“Don’t buy anything made on a Monday or a Friday”. It’s good advice... why? Because the guy on the assembly line, is looking for his weekend on Friday and he is recovering from it on Monday. Let’s just say that thoughts of quality will not be bouncing around in his head.
Those who are dedicated to quality may end up having to take matters into their own hands, though the days of do-it-yourself are dwindling over time. It is becoming a scarcity even to find young people who have figured out how to cook a meal from scratch. It might be the reason that previous generations were so successful, they were wise with the use of their talents in ways we have not let learned, because in the end every home is a mini cottage industry in process with its own infrastructure, culture, limited resources, and inheritance passed on to progeny.
I was fascinated as a child looking over the goods in my grandfather’s house. Not only did he build the house himself, he was his own mechanic, with a garage that even featured a lift. In his house, you would find even the minutiae items we get from the dollar store, made by hand, rolling pins that he turned on his lathe downstairs, ladles made by folding up and soldering tin, a china cabinet made from repurposed boards that had been pried off a grain shipment and left on the side of the tracks.
This weekend, I am on my own version, a little job making frames for pictures and a mirror. My daughter had some odd sizes and the price to custom cut such frames at Michael’s was usurious. For the same price I invested in much superior quality, making them from good cherry wood to match other things in her room.
What drives the do-it-yourself impulse can be comical. Last week I was making lunches in the morning and my wife (who is not a morning person) was drinking her coffee. “Do you want me to make you a sandwich for your lunch?” I asked. “Yes” she replied. And so it began.
To be fair, sandwiches are just one of those things in life that people can be fussy about. But my wife is a very specific kind of person. She can have wish list that could make a Starbucks coffee barrista weep.
“No not that bread - use the pita bread. No, the bran one I like it better for sandwiches. Why did you cut it open, don’t you know that pitas were meant to have the end cut off so you can stuff them? No mustard for me. I like the chipotle mayo. Put it before you put the cheese. Are you going to use tomatoes cut that thick on mine? Did you wash that lettuce?....”. et cetera.

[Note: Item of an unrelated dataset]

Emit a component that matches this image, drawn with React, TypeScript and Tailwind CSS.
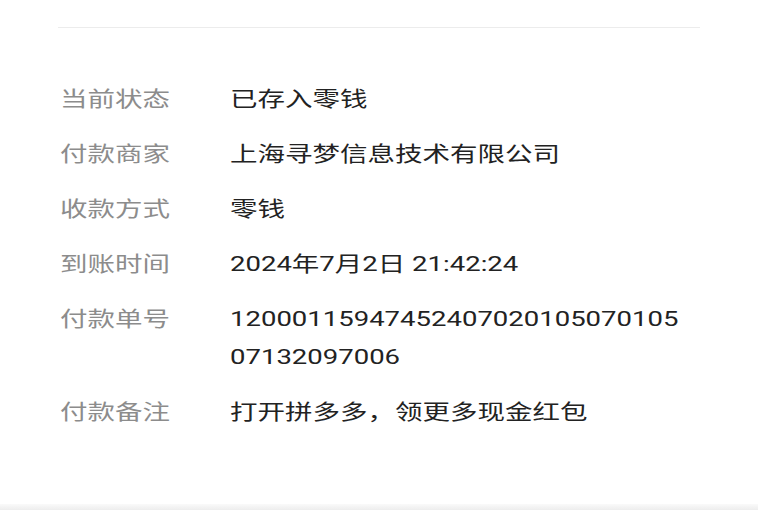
import React from "react";

const rows: { label: string; value: string; wrap?: boolean }[] = [
  { label: "当前状态", value: "已存入零钱" },
  { label: "付款商家", value: "上海寻梦信息技术有限公司" },
  { label: "收款方式", value: "零钱" },
  { label: "到账时间", value: "2024年7月2日 21:42:24" },
  { label: "付款单号", value: "1200011594745240702010507010507132097006", wrap: true },
  { label: "付款备注", value: "打开拼多多，领更多现金红包" },
];

export default function App() {
  return (
    <div
      className="w-full h-[510px] bg-white flex flex-col overflow-hidden"
      style={{ fontFamily: 'Roboto, "Noto Sans CJK SC", sans-serif' }}
    >
      <div className="pt-[27px] pl-[58px] pr-[68px]">
        <div className="h-[1px] bg-[#ececec]" />
      </div>
      <div className="flex flex-col gap-[17px] pt-[52px] pl-[60px]">
        {rows.map((r) => (
          <div key={r.label} className="flex">
            <div className="w-[170px] shrink-0">
              <div className="inline-block origin-left scale-x-[1.31] text-[21px] leading-[38px] text-[#8c8c8c]">
                {r.label}
              </div>
            </div>
            <div
              className={
                "origin-left scale-x-[1.31] text-[21px] leading-[38px] text-[#222222] " +
                (r.wrap ? "w-[348px] break-all" : "whitespace-nowrap")
              }
            >
              {r.value}
            </div>
          </div>
        ))}
      </div>
      <div className="flex-1" />
      <div className="h-[6px] mr-[10px] bg-gradient-to-b from-[#fafafa] to-[#ededed]" />
    </div>
  );
}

You may have been on the receiving end of such specific instructions and my remedy at a certain point is to hand back the job to the person giving instruction because it is clear they could not possibly like the job that someone else does. Those are the people who cannot delegate. I know. It’s the reason we don’t have a cleaning lady. My wife has been through that in her head and she and I both know she would be wiping the edge of counters for dust while clucking once the cleaner left. What I am most afraid of is that she might clean before and after the cleaner.
Still beyond the comedy, there is some virtue in this. People who clean their own toilets know what work is, and they know something about the world they inhabit, that it comes with a certain cost, usually in time more than money. They see the quality of the world they create, close up and in realtime. I think because of this, their lives come with a sense of appreciation and satisfaction that might be otherwise hard to find. They know how to be useful and they know the meaning of good-tired.
I have always liked the idea of do-it-yourself. The more you contain would-be costs from outside in the process of living, the more money stays in your own pocket. It’s not what you spend, it’s what you don’t spend that counts.
It’s the avocado toast dynamic. Last year, a millennial millionaire named Tim Gurner achieved infamy for saying he was able to save and get rich by not spending money on frivolous things like a $5 coffee or $8 avocado toast when he could make the same at home for about a buck. He got pilloried in the court of public opinion otherwise known as social media. Still, he is right. Do the math on what you spend on something like avocado toast every single day over the course of a year, and then figure out how to do the same thing yourself. Keep the money in your own pocket. Put it on your mortgage and get some surprises about how short your amortization schedule becomes.
I have one daughter whose life is still punctuated with much going out. She has decried the expense of bar bills, and has discovered that to imbibe enough to get happy at home before going out is cheaper. It even has a name. It is called a ‘pre’ and it is even more fun if you get together and do it with friends, then split an Uber to the club. At the bar, you can nurse an expensive drink all night long, to the same net effect, but with a smaller price tag. I am ambivalently pleased that she has grasped this basic economic logic, though not partying at all, might even be the cheaper option.
Home economics. I didn’t take it in school, but let’s just say I learned it later in life. You know that saying that youth is wasted on the young? There are all those life resources I still wince over, that I could have put to better use had I been wiser, sooner. Do-it-yourself-ers are good stewards of their own lives. Learning by necessity may come to everyone eventually but deciding to do it on your own as forethought, might be even better.